All’aeroporto di Zurigo, su suggerimento della Farnesina, si rivolge alla Polizia locale che promette di contattare la Dignitas, ma ciò non avviene. Un’ultima telefonata di Alessandra ai suoi conferma l’inesorabilità della sua decisione: persino il conto della clinica, di circa 10.000 euro, è già stato saldato. Il suo passaggio dalla vita e alla morte viene “pianificato” in soli 3 giorni: arrivo lunedì 25 marzo, sistemazione in albergo il martedì, mercoledì incontro col dottore e giovedì arrivo nella clinica della morte per non tornare mai più. Sconcertante il modo in cui vengono “avvisati” i parenti, dopo aver fatto tutto il possibile per salvarla: alla famiglia infatti verranno recapitate le sue ceneri con un biglietto d’addio.
Ma uno degli aspetti più inquietanti della vicenda e su cui sta indagando la Procura di Catania è il rinvenimento, tra i documenti di Alessandra, di un articolo di Emilio Coveri, presidente di Exit, un’associazione italiana “per il diritto a una morte dignitosa” in stretto rapporto con la Dignitas. Un articolo che è un dettagliatissimo racconto, risalente al gennaio 2018, sul periodico inviato ai soci di Exit, in cui Coveri riferisce di una telefonata ricevuta da una certa Alessandra di Paternò. «È sola e i suoi parenti non accettano che lei voglia andare a morire in Svizzera», si legge sull’articolo in questione. «Ogni tanto lei mette davanti il fatto che è credente» ma dopo una lunga telefonata con Coveri, pare cambiare idea e non tentennare più.
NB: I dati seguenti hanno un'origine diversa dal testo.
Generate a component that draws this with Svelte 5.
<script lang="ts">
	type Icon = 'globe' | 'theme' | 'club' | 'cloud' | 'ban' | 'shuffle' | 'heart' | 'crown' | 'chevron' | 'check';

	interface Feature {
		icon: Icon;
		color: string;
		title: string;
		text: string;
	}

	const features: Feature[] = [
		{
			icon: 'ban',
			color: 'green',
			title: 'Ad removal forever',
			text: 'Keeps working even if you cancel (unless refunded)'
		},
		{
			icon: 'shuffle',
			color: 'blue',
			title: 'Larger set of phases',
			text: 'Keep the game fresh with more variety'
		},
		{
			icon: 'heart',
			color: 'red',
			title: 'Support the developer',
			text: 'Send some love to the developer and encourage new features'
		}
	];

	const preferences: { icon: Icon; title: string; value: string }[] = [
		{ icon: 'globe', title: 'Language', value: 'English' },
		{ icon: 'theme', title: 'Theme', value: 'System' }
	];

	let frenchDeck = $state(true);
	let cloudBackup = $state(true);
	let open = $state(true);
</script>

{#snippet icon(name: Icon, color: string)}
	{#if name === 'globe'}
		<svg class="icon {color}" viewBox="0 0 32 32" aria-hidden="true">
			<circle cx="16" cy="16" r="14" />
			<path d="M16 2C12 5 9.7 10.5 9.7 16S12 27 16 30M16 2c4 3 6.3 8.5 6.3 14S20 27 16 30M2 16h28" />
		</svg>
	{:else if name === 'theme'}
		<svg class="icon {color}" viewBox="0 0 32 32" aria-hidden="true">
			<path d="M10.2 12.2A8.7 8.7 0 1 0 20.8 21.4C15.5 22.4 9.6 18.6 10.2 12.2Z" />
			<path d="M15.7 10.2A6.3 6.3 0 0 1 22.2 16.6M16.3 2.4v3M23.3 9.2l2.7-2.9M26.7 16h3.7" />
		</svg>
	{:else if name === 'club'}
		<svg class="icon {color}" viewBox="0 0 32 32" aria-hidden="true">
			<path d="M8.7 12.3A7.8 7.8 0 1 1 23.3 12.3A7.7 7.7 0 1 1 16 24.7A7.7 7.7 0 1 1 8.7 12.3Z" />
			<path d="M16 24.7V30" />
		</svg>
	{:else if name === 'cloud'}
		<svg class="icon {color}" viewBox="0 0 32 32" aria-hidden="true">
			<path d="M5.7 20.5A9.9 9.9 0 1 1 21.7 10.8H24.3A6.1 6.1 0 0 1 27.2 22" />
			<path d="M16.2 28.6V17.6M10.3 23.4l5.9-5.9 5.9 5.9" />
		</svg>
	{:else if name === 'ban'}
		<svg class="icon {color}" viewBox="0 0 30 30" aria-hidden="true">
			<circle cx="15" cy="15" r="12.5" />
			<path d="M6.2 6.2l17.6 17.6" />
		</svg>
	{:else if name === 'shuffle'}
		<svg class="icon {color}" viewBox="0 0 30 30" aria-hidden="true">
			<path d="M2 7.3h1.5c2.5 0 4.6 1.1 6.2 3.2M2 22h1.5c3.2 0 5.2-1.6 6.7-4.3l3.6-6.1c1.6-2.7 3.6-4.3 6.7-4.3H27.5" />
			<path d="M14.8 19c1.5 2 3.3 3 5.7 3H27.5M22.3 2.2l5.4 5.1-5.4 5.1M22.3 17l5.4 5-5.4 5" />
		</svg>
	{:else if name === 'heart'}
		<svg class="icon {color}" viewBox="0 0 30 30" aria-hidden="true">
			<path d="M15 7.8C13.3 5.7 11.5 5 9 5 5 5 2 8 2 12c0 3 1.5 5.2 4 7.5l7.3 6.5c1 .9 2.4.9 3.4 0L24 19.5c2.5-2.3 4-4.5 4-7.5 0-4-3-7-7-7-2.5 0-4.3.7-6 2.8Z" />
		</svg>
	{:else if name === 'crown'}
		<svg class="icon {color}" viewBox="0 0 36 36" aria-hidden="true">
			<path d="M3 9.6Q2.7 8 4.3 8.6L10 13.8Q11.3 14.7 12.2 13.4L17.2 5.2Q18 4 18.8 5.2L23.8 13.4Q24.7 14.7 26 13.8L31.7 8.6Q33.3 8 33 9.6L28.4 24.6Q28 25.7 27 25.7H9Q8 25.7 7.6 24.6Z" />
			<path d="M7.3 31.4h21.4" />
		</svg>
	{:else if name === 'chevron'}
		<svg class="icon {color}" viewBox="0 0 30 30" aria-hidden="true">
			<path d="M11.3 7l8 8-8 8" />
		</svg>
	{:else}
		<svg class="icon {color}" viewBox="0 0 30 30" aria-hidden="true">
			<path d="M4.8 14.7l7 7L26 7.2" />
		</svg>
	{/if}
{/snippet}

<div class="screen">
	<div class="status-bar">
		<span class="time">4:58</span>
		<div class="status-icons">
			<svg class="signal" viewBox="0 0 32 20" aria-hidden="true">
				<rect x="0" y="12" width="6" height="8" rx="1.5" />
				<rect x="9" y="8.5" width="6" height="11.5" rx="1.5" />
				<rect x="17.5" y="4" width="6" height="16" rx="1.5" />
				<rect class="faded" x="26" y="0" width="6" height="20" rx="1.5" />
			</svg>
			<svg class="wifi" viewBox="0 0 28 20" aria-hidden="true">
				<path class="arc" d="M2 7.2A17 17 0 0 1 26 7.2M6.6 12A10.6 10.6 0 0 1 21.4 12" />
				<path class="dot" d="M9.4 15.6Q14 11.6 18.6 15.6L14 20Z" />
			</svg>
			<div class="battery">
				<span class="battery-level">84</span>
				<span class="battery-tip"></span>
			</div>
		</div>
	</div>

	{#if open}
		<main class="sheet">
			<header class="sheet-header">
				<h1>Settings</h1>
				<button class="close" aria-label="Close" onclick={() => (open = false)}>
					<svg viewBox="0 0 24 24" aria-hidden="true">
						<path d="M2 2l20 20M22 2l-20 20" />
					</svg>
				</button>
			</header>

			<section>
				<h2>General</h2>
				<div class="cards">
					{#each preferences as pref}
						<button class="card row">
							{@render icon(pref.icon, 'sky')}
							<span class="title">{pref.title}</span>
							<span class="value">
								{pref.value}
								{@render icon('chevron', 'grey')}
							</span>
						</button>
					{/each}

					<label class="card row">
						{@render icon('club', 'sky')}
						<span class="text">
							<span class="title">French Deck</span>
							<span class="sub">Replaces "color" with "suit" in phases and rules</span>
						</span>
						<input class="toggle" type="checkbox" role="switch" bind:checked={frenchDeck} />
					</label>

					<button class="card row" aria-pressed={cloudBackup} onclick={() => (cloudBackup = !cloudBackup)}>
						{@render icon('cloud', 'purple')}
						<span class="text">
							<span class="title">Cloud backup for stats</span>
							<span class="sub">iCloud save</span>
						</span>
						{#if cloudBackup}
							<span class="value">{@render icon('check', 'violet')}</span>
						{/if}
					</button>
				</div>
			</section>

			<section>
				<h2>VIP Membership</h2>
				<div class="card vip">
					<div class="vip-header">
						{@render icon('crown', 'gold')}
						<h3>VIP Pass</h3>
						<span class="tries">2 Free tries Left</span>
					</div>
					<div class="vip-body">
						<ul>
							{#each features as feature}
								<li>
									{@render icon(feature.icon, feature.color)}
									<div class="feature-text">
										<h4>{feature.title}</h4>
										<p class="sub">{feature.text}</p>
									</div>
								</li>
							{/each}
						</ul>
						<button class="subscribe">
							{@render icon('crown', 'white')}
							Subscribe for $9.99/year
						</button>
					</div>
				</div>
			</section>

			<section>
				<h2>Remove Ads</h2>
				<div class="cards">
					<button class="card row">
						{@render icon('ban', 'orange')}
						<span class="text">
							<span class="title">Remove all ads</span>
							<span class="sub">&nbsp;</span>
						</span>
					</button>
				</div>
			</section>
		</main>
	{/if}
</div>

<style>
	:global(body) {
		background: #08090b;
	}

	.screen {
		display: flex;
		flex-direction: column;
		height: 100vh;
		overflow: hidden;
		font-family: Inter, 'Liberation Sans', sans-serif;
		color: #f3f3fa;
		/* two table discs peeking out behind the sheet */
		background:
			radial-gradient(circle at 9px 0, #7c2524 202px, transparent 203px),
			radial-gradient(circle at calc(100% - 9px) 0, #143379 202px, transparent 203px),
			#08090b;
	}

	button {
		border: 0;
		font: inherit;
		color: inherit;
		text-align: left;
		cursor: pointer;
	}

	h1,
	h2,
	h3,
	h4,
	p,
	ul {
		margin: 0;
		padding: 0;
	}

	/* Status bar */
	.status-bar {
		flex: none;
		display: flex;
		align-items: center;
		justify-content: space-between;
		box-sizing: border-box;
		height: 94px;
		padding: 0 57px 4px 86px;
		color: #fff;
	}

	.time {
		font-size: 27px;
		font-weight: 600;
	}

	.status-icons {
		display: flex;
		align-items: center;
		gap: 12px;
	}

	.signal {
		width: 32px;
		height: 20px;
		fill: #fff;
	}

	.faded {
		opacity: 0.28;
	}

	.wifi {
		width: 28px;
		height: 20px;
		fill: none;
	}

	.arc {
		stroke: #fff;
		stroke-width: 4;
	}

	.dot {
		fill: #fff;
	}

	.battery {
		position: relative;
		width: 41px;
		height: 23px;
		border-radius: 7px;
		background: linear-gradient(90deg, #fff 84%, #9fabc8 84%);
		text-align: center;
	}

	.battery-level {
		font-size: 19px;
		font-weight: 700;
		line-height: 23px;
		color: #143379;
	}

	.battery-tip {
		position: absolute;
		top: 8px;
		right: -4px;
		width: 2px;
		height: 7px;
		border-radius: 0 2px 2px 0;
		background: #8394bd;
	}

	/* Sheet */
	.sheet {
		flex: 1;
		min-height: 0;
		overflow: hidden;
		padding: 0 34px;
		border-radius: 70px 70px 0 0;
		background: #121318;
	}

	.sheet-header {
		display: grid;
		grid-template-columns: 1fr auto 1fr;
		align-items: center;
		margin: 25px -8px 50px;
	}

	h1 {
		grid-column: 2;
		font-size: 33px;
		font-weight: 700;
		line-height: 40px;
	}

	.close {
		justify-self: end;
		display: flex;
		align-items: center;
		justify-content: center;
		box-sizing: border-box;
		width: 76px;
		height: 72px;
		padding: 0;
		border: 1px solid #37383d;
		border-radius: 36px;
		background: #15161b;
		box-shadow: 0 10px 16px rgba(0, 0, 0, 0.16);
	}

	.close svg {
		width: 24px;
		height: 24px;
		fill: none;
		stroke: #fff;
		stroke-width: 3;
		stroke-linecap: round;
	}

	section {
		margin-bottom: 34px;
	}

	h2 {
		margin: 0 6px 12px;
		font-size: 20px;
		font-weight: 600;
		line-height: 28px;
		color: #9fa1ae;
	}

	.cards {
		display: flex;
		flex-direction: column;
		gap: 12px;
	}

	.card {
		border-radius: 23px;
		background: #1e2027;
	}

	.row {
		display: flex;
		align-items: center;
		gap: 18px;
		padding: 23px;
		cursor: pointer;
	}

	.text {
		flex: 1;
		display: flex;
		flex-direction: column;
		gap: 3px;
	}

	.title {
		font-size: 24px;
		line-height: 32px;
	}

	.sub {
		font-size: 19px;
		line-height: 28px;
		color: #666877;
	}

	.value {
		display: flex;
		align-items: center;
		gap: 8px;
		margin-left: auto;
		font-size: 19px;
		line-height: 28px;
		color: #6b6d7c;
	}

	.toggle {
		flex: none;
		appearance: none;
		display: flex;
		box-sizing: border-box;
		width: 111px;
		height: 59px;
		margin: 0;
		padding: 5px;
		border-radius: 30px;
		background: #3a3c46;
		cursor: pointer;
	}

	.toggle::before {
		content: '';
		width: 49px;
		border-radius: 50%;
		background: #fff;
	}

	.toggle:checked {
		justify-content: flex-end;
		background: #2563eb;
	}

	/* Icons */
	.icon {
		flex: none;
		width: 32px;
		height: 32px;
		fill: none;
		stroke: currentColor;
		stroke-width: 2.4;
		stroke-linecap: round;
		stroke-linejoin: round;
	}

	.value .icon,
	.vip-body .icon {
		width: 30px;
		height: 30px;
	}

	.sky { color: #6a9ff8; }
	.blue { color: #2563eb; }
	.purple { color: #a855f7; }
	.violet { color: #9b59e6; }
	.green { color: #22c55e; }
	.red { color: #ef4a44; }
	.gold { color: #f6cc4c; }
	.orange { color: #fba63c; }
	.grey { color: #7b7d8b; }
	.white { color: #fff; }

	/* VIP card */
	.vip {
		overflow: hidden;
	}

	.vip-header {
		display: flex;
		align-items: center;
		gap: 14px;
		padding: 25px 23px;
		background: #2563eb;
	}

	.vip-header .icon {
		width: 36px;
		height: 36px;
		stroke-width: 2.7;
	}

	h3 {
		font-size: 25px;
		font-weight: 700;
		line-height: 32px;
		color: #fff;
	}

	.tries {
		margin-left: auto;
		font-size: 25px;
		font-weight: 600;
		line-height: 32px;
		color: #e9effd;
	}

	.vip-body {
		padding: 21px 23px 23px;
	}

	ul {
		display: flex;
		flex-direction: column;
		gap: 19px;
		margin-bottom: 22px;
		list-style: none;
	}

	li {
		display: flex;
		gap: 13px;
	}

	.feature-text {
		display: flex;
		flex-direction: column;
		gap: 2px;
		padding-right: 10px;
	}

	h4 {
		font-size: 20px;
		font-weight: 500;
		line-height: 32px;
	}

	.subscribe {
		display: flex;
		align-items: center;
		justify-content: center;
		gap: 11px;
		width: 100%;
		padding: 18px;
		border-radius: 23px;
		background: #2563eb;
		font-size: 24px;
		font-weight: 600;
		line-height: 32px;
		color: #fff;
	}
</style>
Il presidente di Exit chiosa: «Mi sento felice. Ha prevalso la mia teoria. La vita è nostra, di nessun altro. Tantomeno di quel Dio che vuole farci soffrire inutilmente e di tutta la sua banda».
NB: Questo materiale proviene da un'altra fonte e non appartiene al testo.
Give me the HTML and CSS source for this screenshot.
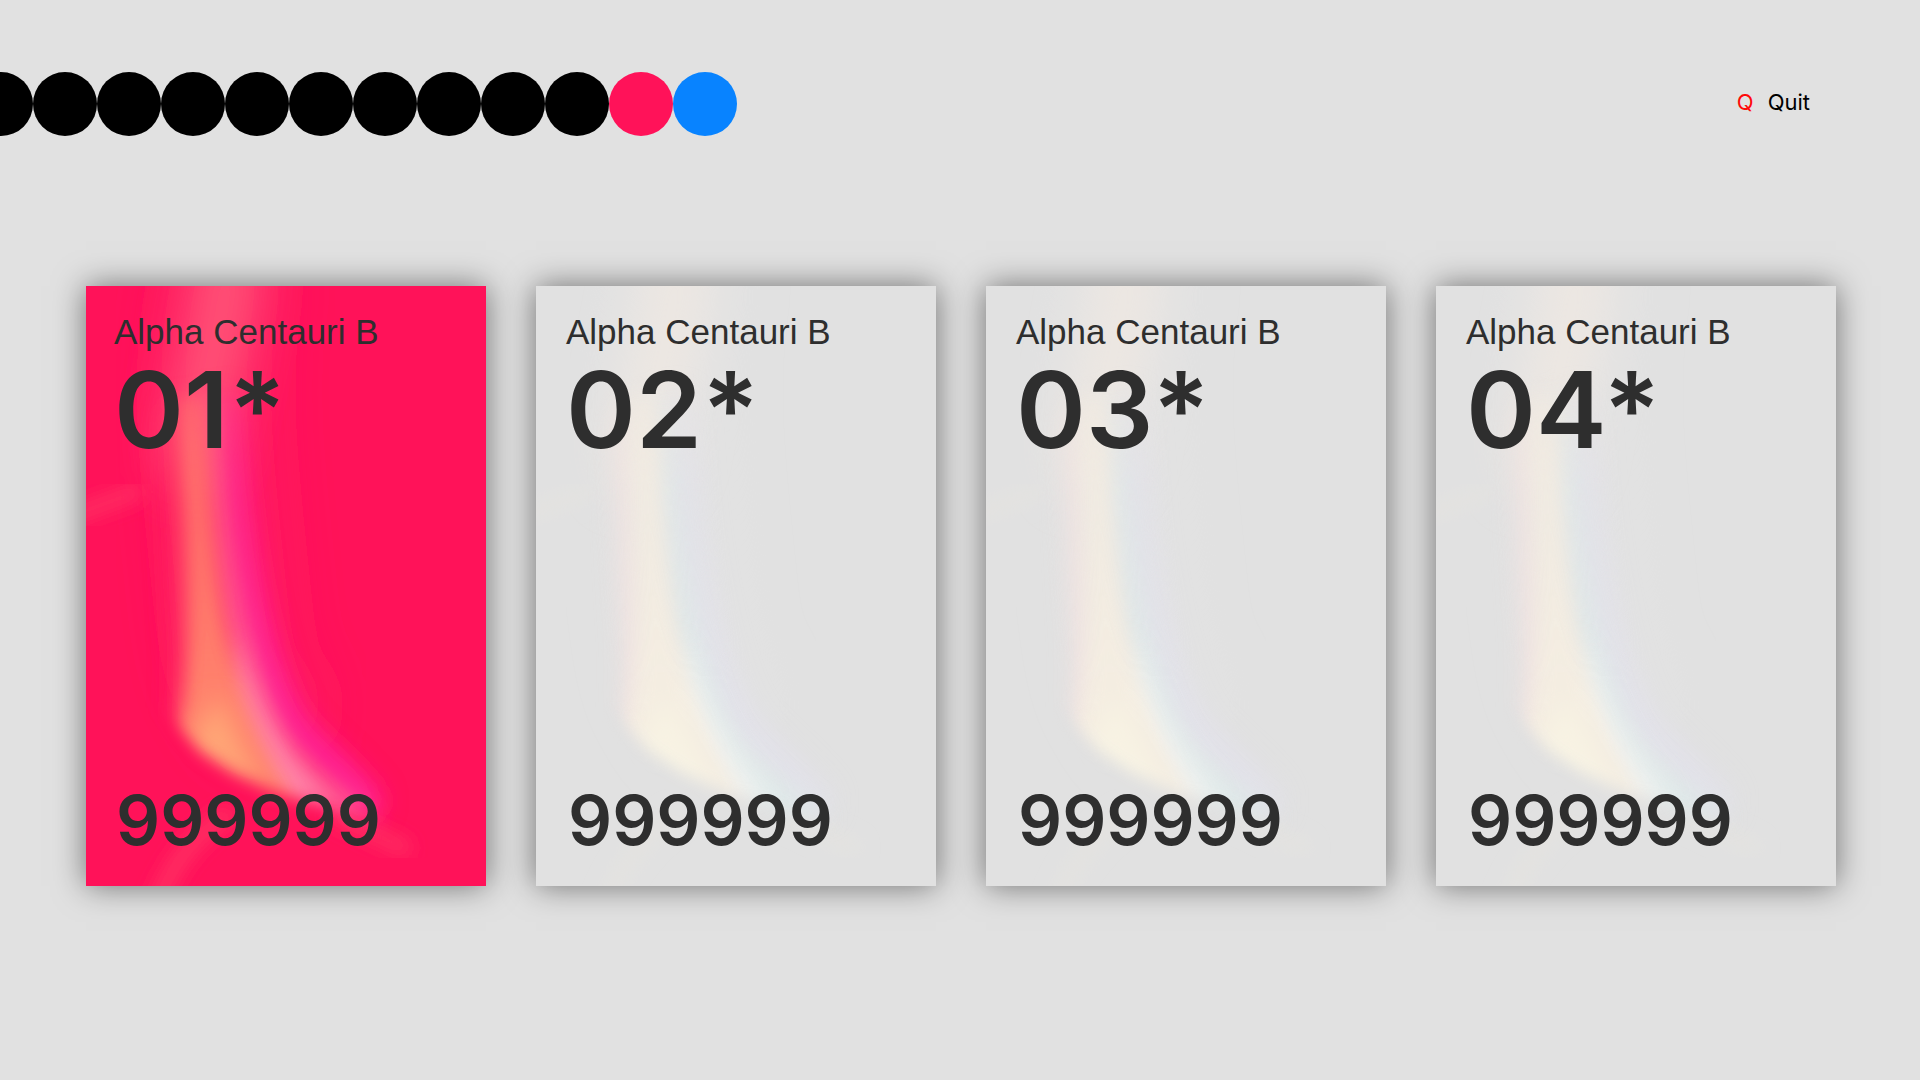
FILE: index.html
```html
<!DOCTYPE html>
<html lang="en">
<head>
  <meta charset="utf-8">
  <meta name="viewport" content="width=device-width, initial-scale=1">
  <title>Alpha Centauri B</title>
  <link rel="stylesheet" href="styles.css">
</head>
<body>
  <svg class="defs" aria-hidden="true">
    <defs>
      <filter id="blur-s" x="-100%" y="-30%" width="300%" height="160%"><feGaussianBlur stdDeviation="9"/></filter>
      <filter id="blur-m" x="-200%" y="-50%" width="500%" height="200%"><feGaussianBlur stdDeviation="12"/></filter>
      <filter id="blur-l" x="-200%" y="-50%" width="500%" height="200%"><feGaussianBlur stdDeviation="26"/></filter>
      <filter id="blur-edge" x="-10%" y="-10%" width="120%" height="120%"><feGaussianBlur stdDeviation="8"/></filter>
      <linearGradient id="rise" gradientUnits="userSpaceOnUse" x1="0" y1="60" x2="0" y2="400">
        <stop offset="0" stop-color="#333"/>
        <stop offset="0.4" stop-color="#bbb"/>
        <stop offset="1" stop-color="#fff"/>
      </linearGradient>
      <mask id="above-floor" maskUnits="userSpaceOnUse" x="0" y="0" width="400" height="600">
        <path filter="url(#blur-edge)" fill="url(#rise)" d="M-40-40H440V600L334 566L274 540L227 519L187 505L147 487L114 466L80 430L-40 380Z"/>
      </mask>
    </defs>
    <symbol id="flare" viewBox="0 0 400 600">
      <g fill="none" stroke-linecap="round">
        <path class="flare-haze" filter="url(#blur-l)" stroke-width="110" d="M140 0C120 90 135 200 145 300S160 380 180 420"/>
        <path class="flare-top" filter="url(#blur-l)" stroke-width="56" d="M142-30C140 30 120 90 106 170"/>
        <path class="flare-ray" filter="url(#blur-s)" stroke-width="14" d="M-20 232L50 206"/>
        <path class="flare-ray" filter="url(#blur-s)" stroke-width="16" d="M70 620Q92 560 140 530"/>
        <path class="flare-ray" filter="url(#blur-s)" stroke-width="14" d="M250 530L318 562"/>
        <g mask="url(#above-floor)">
          <path class="flare-outer" filter="url(#blur-m)" stroke-width="32" d="M142 120C148 230 158 310 182 385S225 450 280 515"/>
          <path class="flare-left" filter="url(#blur-m)" stroke-width="26" d="M92 130C94 220 98 300 102 360S92 440 115 470"/>
          <path class="flare-right" filter="url(#blur-m)" d="M112 110H132C140 240 150 320 176 400S225 475 290 535L200 520C160 470 128 330 112 110Z"/>
          <path class="flare-glow" filter="url(#blur-m)" d="M145 350C168 420 190 460 235 515L160 530L130 440Z"/>
          <path class="flare-mid" filter="url(#blur-s)" d="M90 110H118C126 210 130 290 142 350S165 440 215 530L130 510L88 448C108 400 100 300 90 110Z"/>
          <path class="flare-core" filter="url(#blur-m)" d="M132 410C148 440 164 480 190 530L130 510L98 465Z"/>
        </g>
      </g>
    </symbol>
  </svg>

  <header class="topbar">
    <div class="dots" role="img" aria-label="Progress">
      <span class="dot"></span><span class="dot"></span><span class="dot"></span><span class="dot"></span>
      <span class="dot"></span><span class="dot"></span><span class="dot"></span><span class="dot"></span>
      <span class="dot"></span><span class="dot"></span><span class="dot dot-pink"></span><span class="dot dot-blue"></span>
    </div>
    <button class="quit" type="button"><kbd class="quit-key">Q</kbd><span>Quit</span></button>
  </header>

  <main>
    <ul class="cards">
      <li class="card card-active">
        <svg class="flare" aria-hidden="true"><use href="#flare"/></svg>
        <h2 class="card-name">Alpha Centauri B</h2>
        <p class="card-number">01*</p>
        <p class="card-score">999999</p>
      </li>
      <li class="card">
        <svg class="flare" aria-hidden="true"><use href="#flare"/></svg>
        <h2 class="card-name">Alpha Centauri B</h2>
        <p class="card-number">02*</p>
        <p class="card-score">999999</p>
      </li>
      <li class="card">
        <svg class="flare" aria-hidden="true"><use href="#flare"/></svg>
        <h2 class="card-name">Alpha Centauri B</h2>
        <p class="card-number">03*</p>
        <p class="card-score">999999</p>
      </li>
      <li class="card">
        <svg class="flare" aria-hidden="true"><use href="#flare"/></svg>
        <h2 class="card-name">Alpha Centauri B</h2>
        <p class="card-number">04*</p>
        <p class="card-score">999999</p>
      </li>
    </ul>
  </main>
</body>
</html>
```
FILE: styles.css
```css
* {
  box-sizing: border-box;
}

body {
  margin: 0;
  min-height: 100vh;
  background: #e1e1e1;
  color: #2e2e2e;
  font-family: Inter, "Liberation Sans", sans-serif;
  overflow-x: hidden;
}

.defs {
  position: absolute;
  width: 0;
  height: 0;
}

.topbar {
  display: flex;
  align-items: center;
  justify-content: space-between;
  padding: 72px 110px 0 0;
}

/* The row of dots runs in from beyond the left edge */
.dots {
  display: flex;
  margin-left: -31px;
}

.dot {
  width: 64px;
  height: 64px;
  border-radius: 50%;
  background: #000;
}

.dot-pink {
  background: #ff1259;
}

.dot-blue {
  background: #0883ff;
}

.quit {
  display: flex;
  gap: 14px;
  padding: 0 0 4px;
  border: 0;
  background: none;
  color: #000;
  font: 400 22px/28px Inter, "Liberation Sans", sans-serif;
  cursor: pointer;
}

.quit-key {
  color: #ff0a0a;
  font: inherit;
}

.cards {
  display: grid;
  grid-template-columns: repeat(4, minmax(0, 1fr));
  gap: 50px;
  margin: 0;
  padding: 150px 84px 80px 86px;
  list-style: none;
}

.card {
  --haze: #e3e3e3;
  --top: #efe8e2;
  --ray: #e4e3e0;
  --left: #f4e3e1;
  --mid: #f4ede1;
  --right: #deeaea;
  --outer: #e2e1e9;
  --core: #f8f3e3;
  --glow: #eff1ef;

  position: relative;
  display: flex;
  flex-direction: column;
  aspect-ratio: 2 / 3;
  padding: 24px 30px 30px;
  background: #e1e1e1;
  box-shadow: 0 0 30px rgba(0, 0, 0, 0.5);
}

.card-active {
  --haze: #ff1c62;
  --top: #ff5c7a;
  --ray: #ff3064;
  --left: #ff2c62;
  --mid: #ff826c;
  --right: #ff6a9c;
  --outer: #ff2094;
  --core: #ffa676;
  --glow: #ff88aa;

  padding-left: 28px;
  background: #ff1259;
}

.flare {
  position: absolute;
  inset: 0;
  width: 100%;
  height: 100%;
}

.flare-haze { stroke: var(--haze); }
.flare-top { stroke: var(--top); }
.flare-ray { stroke: var(--ray); }
.flare-left { stroke: var(--left); }
.flare-outer { stroke: var(--outer); }
.flare-right { fill: var(--right); }
.flare-mid { fill: var(--mid); }
.flare-core { fill: var(--core); }
.flare-glow { fill: var(--glow); }

.card-name,
.card-number,
.card-score {
  position: relative;
  margin: 0;
  white-space: nowrap;
}

.card-name {
  font-family: "Liberation Sans", Arial, sans-serif;
  font-size: 35px;
  font-weight: 400;
  line-height: 44px;
}

.card-number {
  font-size: 106px;
  font-weight: 600;
  line-height: 112px;
}

.card-score {
  margin-top: auto;
  padding-left: 2px;
  font-size: 69px;
  font-weight: 600;
  line-height: 72px;
}
```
Per non parlare poi dell’incredibile scambio di mail, finito agli atti, tra la Dignitas e Alessandra. Come la comunicazione di un anno fa in cui la clinica chiede alcuni documenti alla donna e il chiarimento su un referto medico che attesterebbe che il dolore legato alla nevralgia sarebbe del tutto sparito. Insomma uno stato di salute buono che non giustificherebbe in alcun modo il suo disperato gesto. Pertanto la Dignitas sollecita Alessandra a farsi dichiarare per iscritto dal suo neurologo «che il dolore purtroppo è tornato o riapparirà imperterrito». Una comunicazione sospetta al punto da aver portato la Procura di Catania, subito dopo la morte della donna, a ordinare il sequestro dei suoi beni perché i pm temono che abbia intestato tutti i suoi averi alla clinica stessa.
Una vicenda terribile che ci auguriamo possa influire sulla discussione parlamentare sull’eutanasia, proposta dai 5 stelle, dato che con la eventuale legalizzazione dell’eutanasia è in ballo il futuro di ciascuno di noi che, a quanto pare, rischia di essere in mani sempre meno sicure.